Sanitation and good hygiene practices in early childhood have lifelong benefits, study shows.

Environmental factors such as sanitation and hygiene can have a profound and longterm impact on our health.

Providing mothers and their young children with access to sanitation and good hygiene reduces stress and may prevent illness later in life, according to a new US study.

The study, published in Nature, analysed 5,551 pregnant women and their children in rural Bangladesh. It provides the clearest indication yet that environmental factors such as sanitation can have an impact on long-term health via what is known as epigenetic programming — where external conditions cause lasting damage to DNA and make children vulnerable to a range of acute and chronic conditions.

Participants in the study were placed into one of seven groups, four of whom received nutrient supplements and then one of the following: clean drinking water, sanitation, handwashing stations or nutrition counselling. The fifth group received water, sanitation and handwashing interventions while the sixth received water, sanitation, handwashing and nutrition interventions. The final group received no interventions.

The results showed the children whose mothers received drinking water, sanitation, handwashing and nutrition had greater regulation of the physiological stress system in early childhood. 

“A regulated stress response is essential for healthy child growth and development trajectories,” the study authors said. 

“Chronic stress… may cause irreversible harm if it occurs during the early years of life (under age 2 years), [which is] a period of rapid growth and development.”

The trial, which began in 2009, found that a combined nutrition, water, sanitation, and handwashing intervention reduced oxidative stress. Oxidative stress, the accumulation of unstable free radicals that damage DNA and cellular structures, has been implicated in the pathophysiology of several paediatric disorders including asthma.

This sort of damage to DNA has also been linked to diseases such as cancer, lupus, muscular dystrophy and birth defects.
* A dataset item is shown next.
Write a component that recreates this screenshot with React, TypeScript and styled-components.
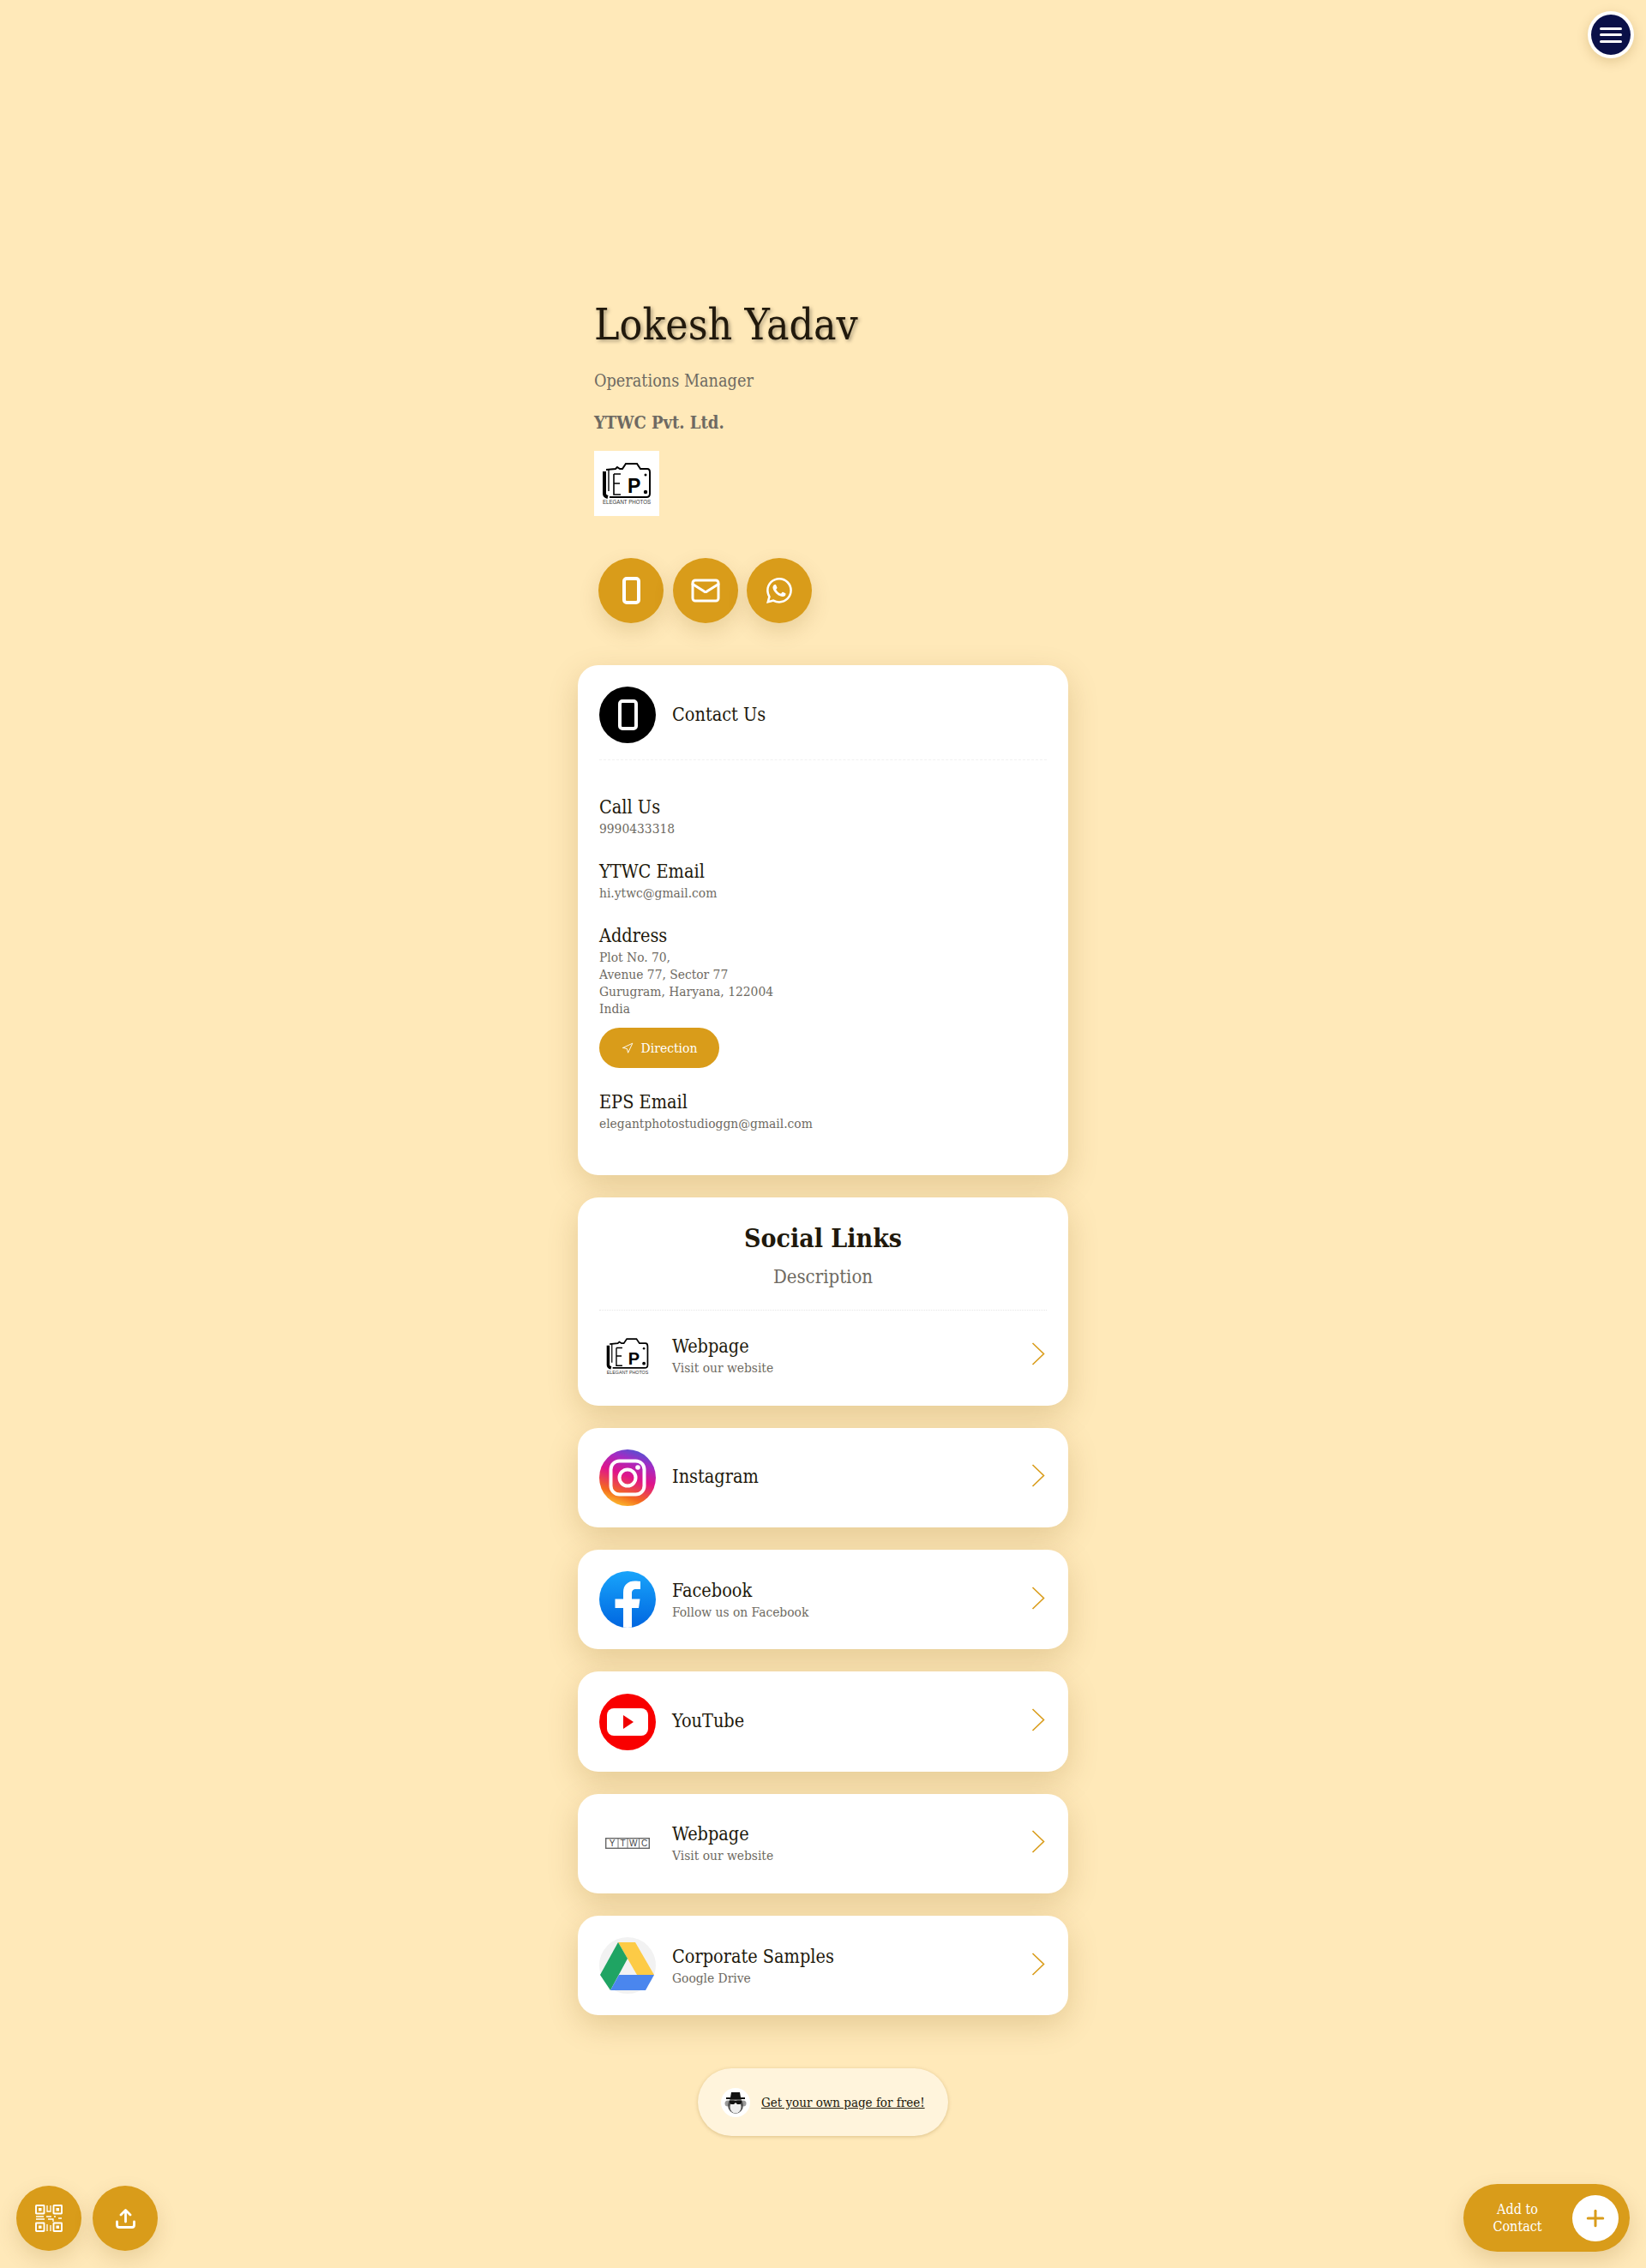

Researchers claim this new study, which is the first of its type to be conducted outside the first world, provides the most accurate evidence yet on the way environmental factors such as sanitation and hygiene influence early childhood development and health.

Audrie Lin, one of the study’s authors, lived in Bangladesh and Kenya for six years to help set up the trial and train teams on the ground.

“This is really representative of the conditions that a majority of the world’s population contends with,” Lin said.

”When this type of research is done in high-income countries, you’re not really capturing all of these important stressors that could affect a child.”